El arresto de 10 miembros de un grupo perteneciente a una iglesia que trataba de “rescatar” a 33 niños haitianos de las secuelas del terremoto contrabandeándolos a través de la frontera con la República Dominicana tiene amplias implicancias para la política exterior de los EE.UU.. La deshonra infringida por el grupo a los sustánciales y loables esfuerzos humanitarios estadounidenses en Haití es lamentable. Pero la arrogancia de sencillamente ignorar el Estado de Derecho en los países extranjeros es una rica tradición estadounidense, practicada por el gobierno de los EE.UU., así como también por misioneros como estos.
El líder del grupo parece haber ignorado deliberadamente las advertencias sobre llevar a los niños a través de la frontera sin cumplir con las leyes de los países involucrados. Cualquier argumento de que la grave situación humanitaria demandaba esta violación de la ley tropieza con el hecho de que más de un orfanato de Haití se negó a entregar los niños al grupo porque todo olía al tráfico de menores. Además, la credibilidad del grupo fue socavada porque su líder sostuvo que todos los niños provenían de orfanatos y fueron abandonados, cuando sin embargo muchos de ellos tenían al menos un progenitor vivo.
Incluso si el grupo quería el bien—definir esto es difícil porque uno podría sospechar que el grupo deseaba erradicar las prácticas tradicionales religiosas haitianas del menú espiritual de los niños, además de la mera provisión para la satisfacción de sus necesidades físicas—ignoró la ley de manera arrogante, aún después de ser advertido por un funcionario de que no lo hiciera. Esta arrogancia, en nombre de “ayudar” a las personas, tiene una larga historia en la política exterior estadounidense.
La actual política exterior de los EE.UU. de trabajo social militarizado—iniciada por William McKinley durante la Guerra Española-Estadounidense, perfeccionada por Woodrow Wilson en América Latina en los años previos a la Primera Guerra Mundial y perpetuada por Harry Truman y sus sucesores después de la Segunda Guerra Mundial—se encuentra en verdad enraizada en la tradición misionera de convertir a los pueblos paganos al cristianismo. Eventualmente, esos misioneros comenzaron a solicitar la protección militar.
En última instancia, el gobierno de los EE.UU. relevó a los misioneros y sustituyó a la conversión religiosa por la institución de la democracia en el exterior.
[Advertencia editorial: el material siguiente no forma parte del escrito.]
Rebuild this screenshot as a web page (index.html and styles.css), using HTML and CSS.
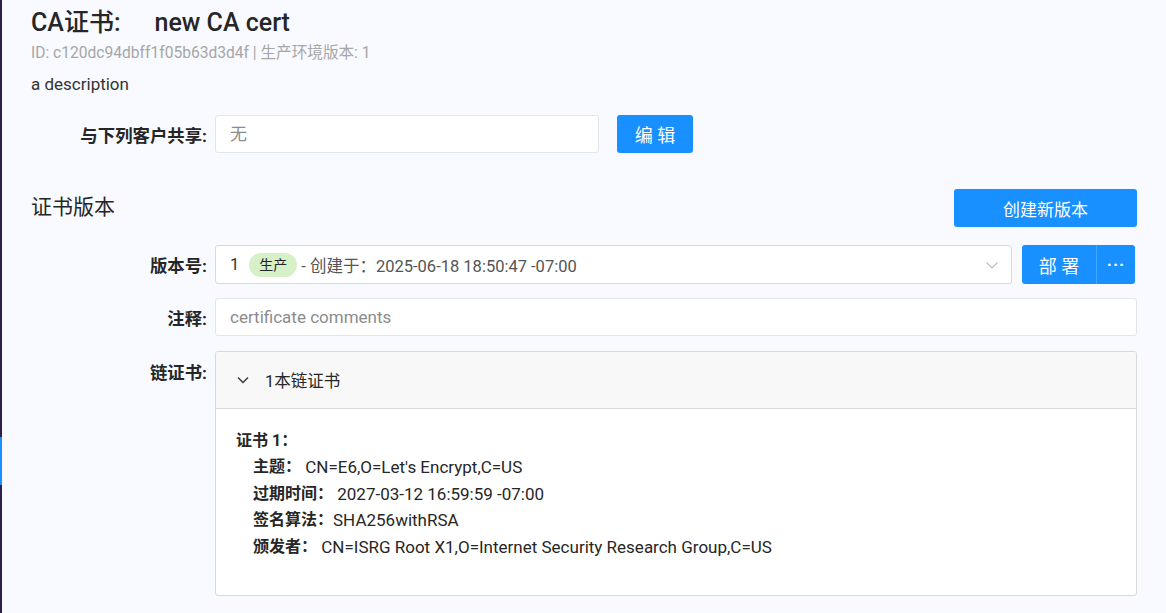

Lamentablemente, la arrogancia y los aspectos militares de la política no cambiaron.
Actualmente el gobierno de los EE.UU. viola sistemáticamente las leyes de otros Estados para llevar a cabo ejecuciones de sospechosos de ser terroristas (por ejemplo, en Italia), para edificar naciones a punta de pistola (por ejemplo, en Somalia y Bosnia), y para atacar (por ejemplo, los ataques de aviones no tripulados en Pakistán) o invadir a otras naciones (por ejemplo, Irak).
En estos episodios, como en el caso de los misioneros traficantes de niños en Haití, incluso las buenas intenciones no compensan la arrogancia y la violación del Estado de Derecho. Tal comportamiento echa por tierra cualquier buena voluntad para con los Estados Unidos que incluso las mejores intenciones pueden haber generado.
Está bien que los estadounidenses procuren hacer obras buenas en el exterior—si es que no están involucrados otros motivos (y muchas veces lo están)—pero la arrogancia y el desprecio por las leyes, la cultura y las costumbres de otras naciones deben ser dejados en casa.